[INSTRUCTION]: In the following material, identify every line holding the string "size" and return it.

[SUPPLIED MATERIAL]:
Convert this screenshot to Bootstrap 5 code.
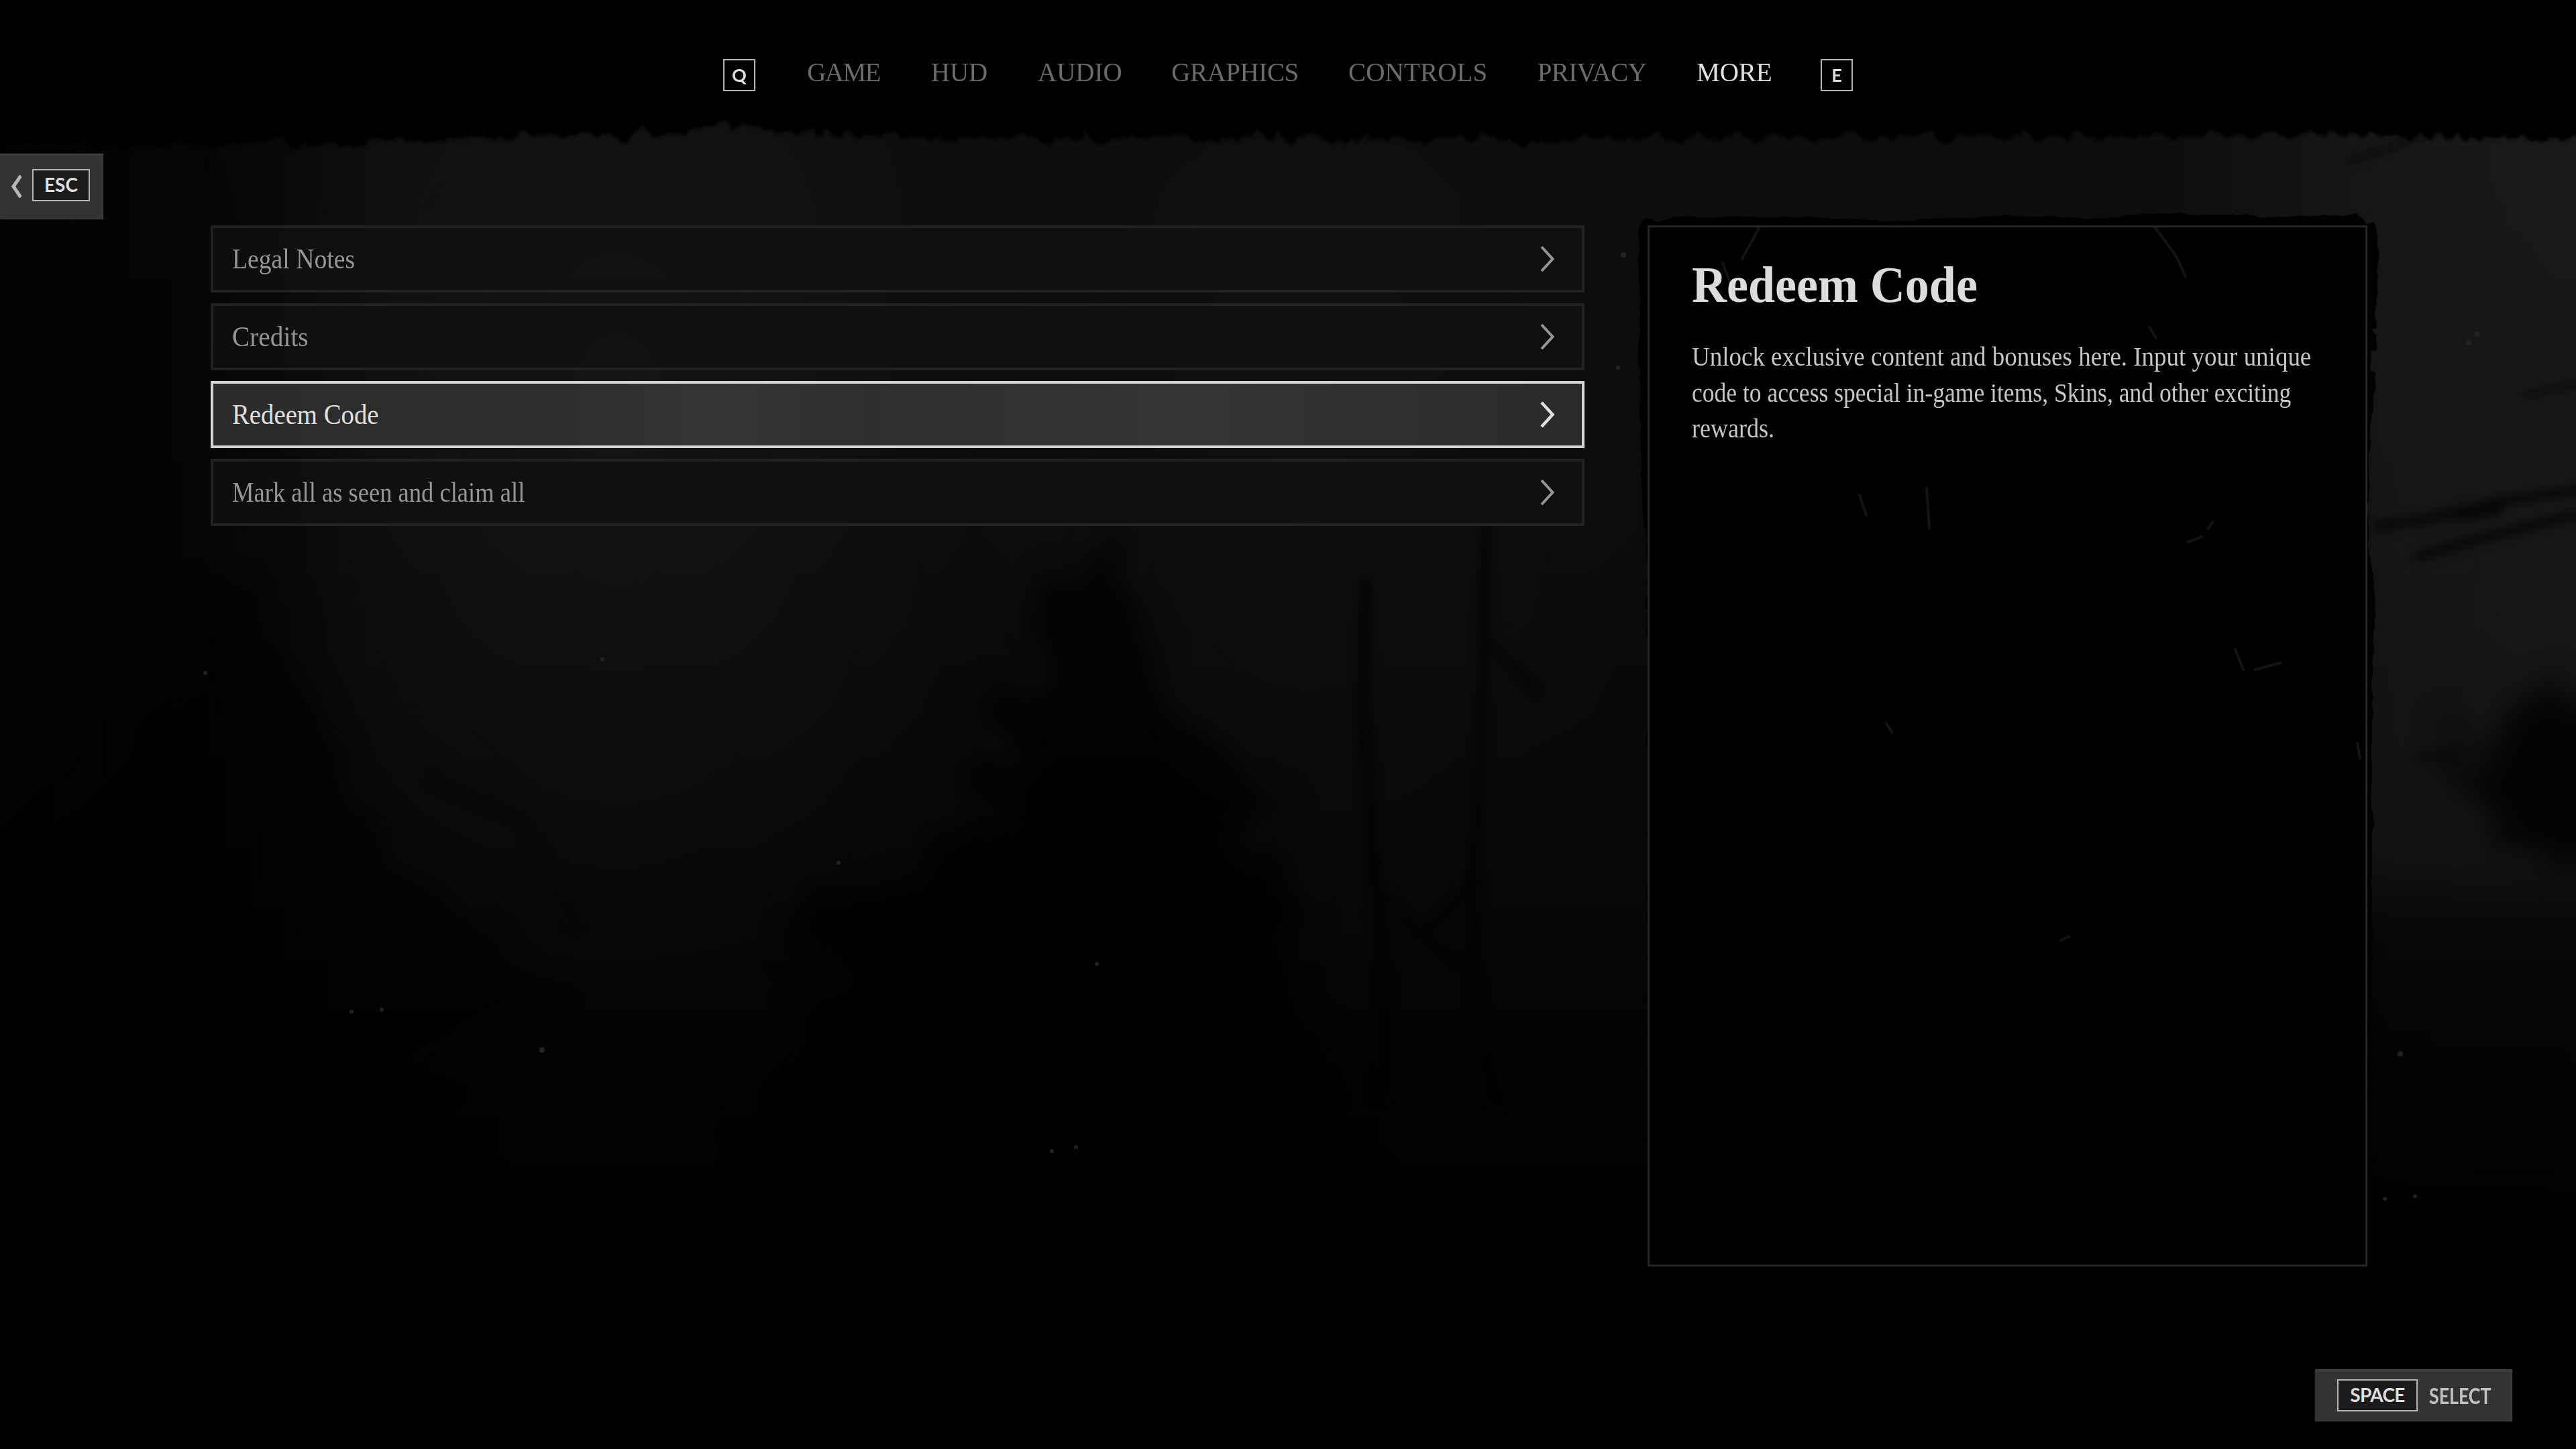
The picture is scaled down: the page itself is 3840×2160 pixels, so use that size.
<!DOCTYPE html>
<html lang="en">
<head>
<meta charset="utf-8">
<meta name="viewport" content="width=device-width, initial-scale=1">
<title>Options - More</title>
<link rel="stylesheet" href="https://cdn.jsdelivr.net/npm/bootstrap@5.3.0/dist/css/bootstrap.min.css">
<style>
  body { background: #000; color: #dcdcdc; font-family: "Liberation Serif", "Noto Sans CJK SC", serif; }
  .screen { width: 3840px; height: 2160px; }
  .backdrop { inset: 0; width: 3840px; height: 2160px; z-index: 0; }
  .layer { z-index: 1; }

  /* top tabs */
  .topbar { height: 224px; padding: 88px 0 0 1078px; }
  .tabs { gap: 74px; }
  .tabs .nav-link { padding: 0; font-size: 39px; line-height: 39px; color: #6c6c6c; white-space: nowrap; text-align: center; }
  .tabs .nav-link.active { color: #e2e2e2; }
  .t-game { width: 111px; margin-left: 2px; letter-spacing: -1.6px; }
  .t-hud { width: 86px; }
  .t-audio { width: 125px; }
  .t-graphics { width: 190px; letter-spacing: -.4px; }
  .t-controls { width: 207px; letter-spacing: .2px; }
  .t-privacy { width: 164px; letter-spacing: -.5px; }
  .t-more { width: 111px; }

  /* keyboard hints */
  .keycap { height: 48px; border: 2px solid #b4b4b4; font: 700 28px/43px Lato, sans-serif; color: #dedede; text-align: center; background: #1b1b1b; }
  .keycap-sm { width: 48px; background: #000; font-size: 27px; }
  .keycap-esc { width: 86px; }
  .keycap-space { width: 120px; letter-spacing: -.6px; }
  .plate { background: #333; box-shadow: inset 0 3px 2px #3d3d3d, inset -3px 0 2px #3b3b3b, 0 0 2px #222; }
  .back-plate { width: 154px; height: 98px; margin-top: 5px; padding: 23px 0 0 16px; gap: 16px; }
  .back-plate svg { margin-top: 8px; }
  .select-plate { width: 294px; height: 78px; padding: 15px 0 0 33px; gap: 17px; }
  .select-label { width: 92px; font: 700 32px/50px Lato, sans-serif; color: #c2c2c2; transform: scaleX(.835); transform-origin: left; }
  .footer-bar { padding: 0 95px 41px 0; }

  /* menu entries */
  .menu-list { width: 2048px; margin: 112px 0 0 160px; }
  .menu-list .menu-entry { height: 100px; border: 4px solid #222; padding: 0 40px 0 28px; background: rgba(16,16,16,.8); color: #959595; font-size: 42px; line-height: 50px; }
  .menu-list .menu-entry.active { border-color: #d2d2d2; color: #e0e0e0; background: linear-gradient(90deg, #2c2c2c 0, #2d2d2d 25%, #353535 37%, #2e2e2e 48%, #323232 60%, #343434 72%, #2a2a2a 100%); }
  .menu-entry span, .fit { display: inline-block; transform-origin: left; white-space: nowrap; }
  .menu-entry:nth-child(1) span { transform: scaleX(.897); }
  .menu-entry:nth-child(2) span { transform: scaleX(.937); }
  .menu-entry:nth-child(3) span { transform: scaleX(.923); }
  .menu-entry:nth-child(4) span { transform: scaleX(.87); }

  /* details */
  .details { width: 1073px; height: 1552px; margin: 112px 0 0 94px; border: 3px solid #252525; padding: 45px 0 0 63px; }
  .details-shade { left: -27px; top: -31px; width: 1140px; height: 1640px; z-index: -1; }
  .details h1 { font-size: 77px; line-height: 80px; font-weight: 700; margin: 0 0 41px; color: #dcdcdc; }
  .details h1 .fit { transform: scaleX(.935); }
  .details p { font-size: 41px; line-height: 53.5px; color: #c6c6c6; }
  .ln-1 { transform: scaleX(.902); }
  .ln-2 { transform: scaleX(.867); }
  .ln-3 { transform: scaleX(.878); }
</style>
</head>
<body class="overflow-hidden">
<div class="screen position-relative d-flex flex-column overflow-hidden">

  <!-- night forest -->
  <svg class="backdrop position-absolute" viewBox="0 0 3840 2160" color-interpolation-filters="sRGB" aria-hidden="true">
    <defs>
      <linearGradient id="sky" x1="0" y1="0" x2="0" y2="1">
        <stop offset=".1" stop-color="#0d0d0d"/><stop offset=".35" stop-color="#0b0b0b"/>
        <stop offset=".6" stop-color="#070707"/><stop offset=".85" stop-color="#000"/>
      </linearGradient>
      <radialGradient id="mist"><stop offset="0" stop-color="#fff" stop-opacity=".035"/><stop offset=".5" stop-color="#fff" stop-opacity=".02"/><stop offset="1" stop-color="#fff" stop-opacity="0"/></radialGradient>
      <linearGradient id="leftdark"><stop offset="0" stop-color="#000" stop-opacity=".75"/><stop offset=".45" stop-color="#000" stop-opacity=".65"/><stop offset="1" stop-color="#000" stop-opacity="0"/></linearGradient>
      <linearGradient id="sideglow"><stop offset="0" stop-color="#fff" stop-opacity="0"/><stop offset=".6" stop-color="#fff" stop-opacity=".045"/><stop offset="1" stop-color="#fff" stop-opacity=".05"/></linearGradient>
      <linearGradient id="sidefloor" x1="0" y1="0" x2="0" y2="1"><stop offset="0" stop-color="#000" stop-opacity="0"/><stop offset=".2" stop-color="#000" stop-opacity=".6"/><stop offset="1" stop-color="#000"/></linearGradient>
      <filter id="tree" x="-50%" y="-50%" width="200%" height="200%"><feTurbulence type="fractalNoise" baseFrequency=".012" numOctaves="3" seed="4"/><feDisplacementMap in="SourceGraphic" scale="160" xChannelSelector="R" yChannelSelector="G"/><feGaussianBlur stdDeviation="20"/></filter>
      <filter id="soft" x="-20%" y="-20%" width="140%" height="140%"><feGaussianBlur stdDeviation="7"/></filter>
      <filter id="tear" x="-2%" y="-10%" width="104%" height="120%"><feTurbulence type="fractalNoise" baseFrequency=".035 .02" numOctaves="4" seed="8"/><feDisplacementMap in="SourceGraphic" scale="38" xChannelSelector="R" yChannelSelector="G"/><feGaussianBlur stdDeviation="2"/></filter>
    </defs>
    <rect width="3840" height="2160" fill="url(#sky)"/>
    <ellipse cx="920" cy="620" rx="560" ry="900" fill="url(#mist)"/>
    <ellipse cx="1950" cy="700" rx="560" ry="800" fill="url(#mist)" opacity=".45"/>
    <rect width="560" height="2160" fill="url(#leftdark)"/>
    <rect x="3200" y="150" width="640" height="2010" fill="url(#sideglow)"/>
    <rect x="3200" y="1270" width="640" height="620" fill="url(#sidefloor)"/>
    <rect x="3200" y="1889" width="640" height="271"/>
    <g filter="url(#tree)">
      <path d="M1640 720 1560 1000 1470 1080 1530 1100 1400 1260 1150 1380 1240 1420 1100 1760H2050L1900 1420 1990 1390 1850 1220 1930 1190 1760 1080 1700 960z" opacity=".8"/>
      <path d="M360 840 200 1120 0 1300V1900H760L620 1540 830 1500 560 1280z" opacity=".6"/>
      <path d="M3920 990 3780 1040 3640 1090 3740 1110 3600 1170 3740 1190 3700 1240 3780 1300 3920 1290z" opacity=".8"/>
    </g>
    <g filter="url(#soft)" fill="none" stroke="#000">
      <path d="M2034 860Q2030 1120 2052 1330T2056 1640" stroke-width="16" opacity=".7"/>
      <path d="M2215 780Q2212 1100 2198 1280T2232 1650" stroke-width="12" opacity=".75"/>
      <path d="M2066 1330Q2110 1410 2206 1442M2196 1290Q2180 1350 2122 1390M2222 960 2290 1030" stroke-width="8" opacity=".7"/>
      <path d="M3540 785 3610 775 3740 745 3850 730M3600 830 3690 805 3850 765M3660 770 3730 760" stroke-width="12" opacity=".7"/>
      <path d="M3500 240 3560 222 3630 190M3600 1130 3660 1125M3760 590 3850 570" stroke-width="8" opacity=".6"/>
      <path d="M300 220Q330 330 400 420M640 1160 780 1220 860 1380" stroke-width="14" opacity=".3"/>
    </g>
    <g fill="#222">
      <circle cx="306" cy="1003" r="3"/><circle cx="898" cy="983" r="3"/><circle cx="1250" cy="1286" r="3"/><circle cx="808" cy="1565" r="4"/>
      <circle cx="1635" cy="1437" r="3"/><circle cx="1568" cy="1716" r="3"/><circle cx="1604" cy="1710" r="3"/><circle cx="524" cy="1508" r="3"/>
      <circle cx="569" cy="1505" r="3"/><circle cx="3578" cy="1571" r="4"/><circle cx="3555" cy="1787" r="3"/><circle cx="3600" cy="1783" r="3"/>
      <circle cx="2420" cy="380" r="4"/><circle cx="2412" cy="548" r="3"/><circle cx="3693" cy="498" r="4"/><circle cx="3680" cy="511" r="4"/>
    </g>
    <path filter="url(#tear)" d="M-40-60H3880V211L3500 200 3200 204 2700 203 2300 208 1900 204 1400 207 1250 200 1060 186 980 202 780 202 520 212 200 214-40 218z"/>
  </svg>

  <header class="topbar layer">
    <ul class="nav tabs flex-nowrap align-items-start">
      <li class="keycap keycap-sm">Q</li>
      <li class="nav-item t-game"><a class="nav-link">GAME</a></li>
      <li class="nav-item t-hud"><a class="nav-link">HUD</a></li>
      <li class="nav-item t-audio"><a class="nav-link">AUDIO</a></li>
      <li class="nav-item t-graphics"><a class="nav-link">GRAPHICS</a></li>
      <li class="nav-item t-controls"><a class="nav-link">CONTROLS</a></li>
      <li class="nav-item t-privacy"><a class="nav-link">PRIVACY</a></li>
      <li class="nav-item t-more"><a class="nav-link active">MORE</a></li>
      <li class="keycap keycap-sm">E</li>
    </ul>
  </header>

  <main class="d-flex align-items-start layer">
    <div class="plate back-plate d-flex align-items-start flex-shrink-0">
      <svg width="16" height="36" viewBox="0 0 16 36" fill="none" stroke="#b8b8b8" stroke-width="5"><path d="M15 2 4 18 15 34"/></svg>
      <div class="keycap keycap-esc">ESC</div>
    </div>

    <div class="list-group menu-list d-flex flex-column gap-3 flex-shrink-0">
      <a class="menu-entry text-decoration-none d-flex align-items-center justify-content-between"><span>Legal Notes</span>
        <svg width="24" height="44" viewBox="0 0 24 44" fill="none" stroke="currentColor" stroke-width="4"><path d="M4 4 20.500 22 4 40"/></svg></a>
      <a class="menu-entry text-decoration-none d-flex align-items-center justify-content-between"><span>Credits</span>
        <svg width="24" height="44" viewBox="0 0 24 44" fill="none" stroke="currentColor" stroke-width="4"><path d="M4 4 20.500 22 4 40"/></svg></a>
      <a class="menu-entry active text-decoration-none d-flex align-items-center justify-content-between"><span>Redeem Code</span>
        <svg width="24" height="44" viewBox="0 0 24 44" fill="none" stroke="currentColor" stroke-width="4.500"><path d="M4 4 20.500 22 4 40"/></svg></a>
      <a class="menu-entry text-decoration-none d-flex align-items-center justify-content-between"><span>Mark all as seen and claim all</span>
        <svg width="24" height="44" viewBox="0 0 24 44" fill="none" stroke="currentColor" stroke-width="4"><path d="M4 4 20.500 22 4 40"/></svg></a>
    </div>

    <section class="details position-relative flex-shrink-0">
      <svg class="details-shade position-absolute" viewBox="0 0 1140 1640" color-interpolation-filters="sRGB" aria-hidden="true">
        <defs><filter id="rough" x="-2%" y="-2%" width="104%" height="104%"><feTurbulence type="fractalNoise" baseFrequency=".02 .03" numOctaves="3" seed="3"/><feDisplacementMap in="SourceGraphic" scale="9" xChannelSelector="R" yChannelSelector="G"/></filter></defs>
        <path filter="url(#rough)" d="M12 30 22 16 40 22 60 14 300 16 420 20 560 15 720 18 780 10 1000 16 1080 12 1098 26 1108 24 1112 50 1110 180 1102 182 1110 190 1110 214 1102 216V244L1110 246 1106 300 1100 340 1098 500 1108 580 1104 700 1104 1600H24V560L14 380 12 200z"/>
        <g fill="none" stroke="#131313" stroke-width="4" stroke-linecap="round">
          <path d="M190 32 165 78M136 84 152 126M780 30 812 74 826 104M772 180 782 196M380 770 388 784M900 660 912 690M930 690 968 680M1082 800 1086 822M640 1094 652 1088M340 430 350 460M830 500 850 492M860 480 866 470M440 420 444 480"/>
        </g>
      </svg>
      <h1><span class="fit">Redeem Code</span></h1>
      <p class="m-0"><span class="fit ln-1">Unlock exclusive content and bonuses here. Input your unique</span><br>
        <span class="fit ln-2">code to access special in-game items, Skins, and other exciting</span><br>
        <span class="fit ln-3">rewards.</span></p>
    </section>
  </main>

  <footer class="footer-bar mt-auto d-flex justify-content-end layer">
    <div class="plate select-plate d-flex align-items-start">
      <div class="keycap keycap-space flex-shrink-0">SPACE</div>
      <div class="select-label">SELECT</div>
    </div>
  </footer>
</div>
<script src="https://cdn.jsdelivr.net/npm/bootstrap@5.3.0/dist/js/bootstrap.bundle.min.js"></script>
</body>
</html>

[TASK OUTPUT]:
The picture is scaled down: the page itself is 3840×2160 pixels, so use that size.
  .tabs .nav-link { padding: 0; font-size: 39px; line-height: 39px; color: #6c6c6c; white-space: nowrap; text-align: center; }
  .keycap-sm { width: 48px; background: #000; font-size: 27px; }
  .menu-list .menu-entry { height: 100px; border: 4px solid #222; padding: 0 40px 0 28px; background: rgba(16,16,16,.8); color: #959595; font-size: 42px; line-height: 50px; }
  .details h1 { font-size: 77px; line-height: 80px; font-weight: 700; margin: 0 0 41px; color: #dcdcdc; }
  .details p { font-size: 41px; line-height: 53.5px; color: #c6c6c6; }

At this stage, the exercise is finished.